▶ _TASK INSTRUCTIONS_
In the listing below, locate the lines that hold the string "would". Copy those lines.

▶ _GIVEN INFORMATION_
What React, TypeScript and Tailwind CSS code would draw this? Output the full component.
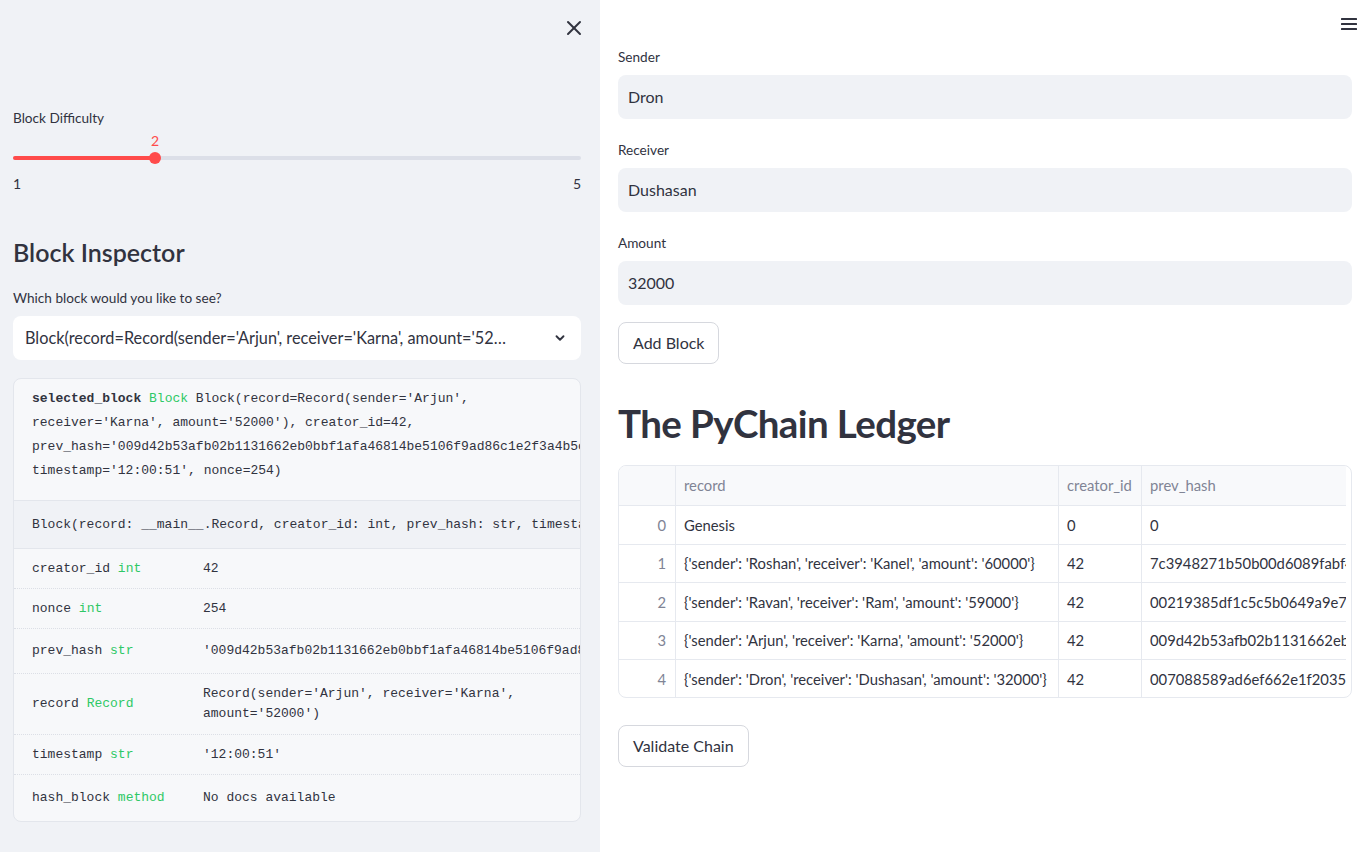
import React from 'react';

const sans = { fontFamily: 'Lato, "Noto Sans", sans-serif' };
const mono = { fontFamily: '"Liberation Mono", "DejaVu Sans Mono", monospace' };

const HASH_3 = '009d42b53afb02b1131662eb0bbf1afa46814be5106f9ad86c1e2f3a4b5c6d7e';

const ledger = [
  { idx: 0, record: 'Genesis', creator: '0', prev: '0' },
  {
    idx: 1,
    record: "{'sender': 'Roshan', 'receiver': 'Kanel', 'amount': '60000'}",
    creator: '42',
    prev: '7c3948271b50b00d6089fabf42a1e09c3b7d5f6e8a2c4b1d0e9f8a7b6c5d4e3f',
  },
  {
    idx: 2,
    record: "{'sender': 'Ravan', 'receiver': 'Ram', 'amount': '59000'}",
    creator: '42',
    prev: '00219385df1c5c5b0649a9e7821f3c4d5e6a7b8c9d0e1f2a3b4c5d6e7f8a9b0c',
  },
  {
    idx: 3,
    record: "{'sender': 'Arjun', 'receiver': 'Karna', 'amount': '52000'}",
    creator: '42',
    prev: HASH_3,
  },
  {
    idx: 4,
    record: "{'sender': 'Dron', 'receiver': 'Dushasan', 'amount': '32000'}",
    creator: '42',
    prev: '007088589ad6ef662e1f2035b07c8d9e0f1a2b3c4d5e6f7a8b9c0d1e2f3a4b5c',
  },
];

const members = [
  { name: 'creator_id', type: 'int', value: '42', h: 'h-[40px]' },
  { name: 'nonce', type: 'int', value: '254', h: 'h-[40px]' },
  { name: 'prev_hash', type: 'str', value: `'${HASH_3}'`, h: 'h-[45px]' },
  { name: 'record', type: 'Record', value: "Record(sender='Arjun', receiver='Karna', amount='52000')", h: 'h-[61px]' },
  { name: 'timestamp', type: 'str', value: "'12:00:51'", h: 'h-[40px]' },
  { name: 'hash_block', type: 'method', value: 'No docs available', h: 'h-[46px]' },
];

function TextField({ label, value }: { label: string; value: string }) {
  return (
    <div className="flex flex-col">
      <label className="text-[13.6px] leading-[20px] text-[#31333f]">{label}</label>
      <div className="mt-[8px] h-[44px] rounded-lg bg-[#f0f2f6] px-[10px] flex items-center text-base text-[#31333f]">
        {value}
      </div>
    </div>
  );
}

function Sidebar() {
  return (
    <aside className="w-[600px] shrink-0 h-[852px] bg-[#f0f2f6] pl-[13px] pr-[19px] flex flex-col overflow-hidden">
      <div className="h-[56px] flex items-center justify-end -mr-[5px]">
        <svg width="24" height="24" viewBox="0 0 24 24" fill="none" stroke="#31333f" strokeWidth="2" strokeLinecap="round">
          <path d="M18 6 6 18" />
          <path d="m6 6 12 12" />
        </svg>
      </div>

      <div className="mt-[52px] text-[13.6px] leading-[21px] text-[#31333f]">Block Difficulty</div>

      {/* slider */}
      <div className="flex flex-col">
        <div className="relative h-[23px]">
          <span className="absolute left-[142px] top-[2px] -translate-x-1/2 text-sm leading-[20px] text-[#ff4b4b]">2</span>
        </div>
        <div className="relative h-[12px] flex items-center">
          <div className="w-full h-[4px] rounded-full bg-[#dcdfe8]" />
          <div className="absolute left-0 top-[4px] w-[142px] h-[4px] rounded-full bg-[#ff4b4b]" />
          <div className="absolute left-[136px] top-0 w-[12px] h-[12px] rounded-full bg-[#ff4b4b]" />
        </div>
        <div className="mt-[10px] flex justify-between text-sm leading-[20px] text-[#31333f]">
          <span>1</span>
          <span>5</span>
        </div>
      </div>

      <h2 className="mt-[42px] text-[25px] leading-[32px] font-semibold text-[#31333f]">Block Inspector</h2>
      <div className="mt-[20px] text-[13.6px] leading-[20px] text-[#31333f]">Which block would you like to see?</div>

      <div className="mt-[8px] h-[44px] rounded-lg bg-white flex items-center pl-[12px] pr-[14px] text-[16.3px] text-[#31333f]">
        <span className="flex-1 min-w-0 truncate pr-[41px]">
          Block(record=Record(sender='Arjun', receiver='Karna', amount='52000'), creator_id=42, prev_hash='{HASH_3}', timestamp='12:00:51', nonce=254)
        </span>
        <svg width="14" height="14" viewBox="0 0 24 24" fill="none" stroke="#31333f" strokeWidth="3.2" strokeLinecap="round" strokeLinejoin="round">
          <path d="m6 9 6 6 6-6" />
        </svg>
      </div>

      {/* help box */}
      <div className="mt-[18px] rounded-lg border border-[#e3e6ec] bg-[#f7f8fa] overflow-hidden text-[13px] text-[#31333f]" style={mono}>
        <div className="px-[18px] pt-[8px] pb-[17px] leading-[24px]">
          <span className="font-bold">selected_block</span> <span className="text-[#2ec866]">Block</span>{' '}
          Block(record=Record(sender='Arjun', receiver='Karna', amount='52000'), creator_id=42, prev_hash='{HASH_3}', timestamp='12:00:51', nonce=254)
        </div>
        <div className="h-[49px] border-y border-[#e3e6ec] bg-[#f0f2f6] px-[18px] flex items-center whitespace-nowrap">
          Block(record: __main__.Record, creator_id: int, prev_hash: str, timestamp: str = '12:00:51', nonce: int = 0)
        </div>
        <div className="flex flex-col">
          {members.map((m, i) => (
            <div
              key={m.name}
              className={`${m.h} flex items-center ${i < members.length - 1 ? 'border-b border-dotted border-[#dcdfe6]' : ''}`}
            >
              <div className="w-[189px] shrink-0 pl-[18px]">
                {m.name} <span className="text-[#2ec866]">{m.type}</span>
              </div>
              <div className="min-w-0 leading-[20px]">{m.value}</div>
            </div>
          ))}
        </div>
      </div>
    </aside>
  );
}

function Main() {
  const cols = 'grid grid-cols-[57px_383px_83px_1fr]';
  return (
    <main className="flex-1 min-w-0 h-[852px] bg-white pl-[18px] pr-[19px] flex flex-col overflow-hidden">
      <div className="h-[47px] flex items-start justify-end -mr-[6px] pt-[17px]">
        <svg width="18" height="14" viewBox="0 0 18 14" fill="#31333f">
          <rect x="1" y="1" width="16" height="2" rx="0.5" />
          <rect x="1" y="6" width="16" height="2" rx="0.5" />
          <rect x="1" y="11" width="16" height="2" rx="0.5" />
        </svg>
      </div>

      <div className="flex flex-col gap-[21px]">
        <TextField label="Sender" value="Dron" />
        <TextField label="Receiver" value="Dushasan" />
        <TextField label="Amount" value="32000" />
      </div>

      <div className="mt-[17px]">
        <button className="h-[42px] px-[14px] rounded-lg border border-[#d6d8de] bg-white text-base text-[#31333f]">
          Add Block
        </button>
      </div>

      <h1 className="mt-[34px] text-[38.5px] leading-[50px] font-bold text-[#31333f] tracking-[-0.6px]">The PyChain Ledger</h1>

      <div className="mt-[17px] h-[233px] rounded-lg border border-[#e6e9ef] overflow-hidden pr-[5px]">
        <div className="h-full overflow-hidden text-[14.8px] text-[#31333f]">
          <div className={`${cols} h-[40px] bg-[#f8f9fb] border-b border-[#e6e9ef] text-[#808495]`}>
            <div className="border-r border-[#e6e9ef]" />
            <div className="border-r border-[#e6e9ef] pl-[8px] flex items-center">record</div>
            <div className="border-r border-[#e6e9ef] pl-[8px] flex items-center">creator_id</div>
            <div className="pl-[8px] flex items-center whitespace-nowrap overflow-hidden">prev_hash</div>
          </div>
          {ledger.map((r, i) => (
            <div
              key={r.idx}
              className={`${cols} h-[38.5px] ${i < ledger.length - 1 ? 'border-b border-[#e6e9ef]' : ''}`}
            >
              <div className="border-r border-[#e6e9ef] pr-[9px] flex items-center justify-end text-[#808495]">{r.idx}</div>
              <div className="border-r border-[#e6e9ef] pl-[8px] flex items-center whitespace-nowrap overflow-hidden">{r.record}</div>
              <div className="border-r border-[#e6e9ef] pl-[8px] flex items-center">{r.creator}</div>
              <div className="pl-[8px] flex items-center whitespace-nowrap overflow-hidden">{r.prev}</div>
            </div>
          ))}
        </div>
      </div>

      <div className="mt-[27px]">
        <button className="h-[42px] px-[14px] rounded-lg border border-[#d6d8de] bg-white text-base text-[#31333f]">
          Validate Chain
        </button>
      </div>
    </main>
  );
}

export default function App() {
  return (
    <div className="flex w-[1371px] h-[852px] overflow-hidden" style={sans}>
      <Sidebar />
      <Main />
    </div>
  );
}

▶ _SOLVED PROBLEM_
What React, TypeScript and Tailwind CSS code would draw this? Output the full component.
      <div className="mt-[20px] text-[13.6px] leading-[20px] text-[#31333f]">Which block would you like to see?</div>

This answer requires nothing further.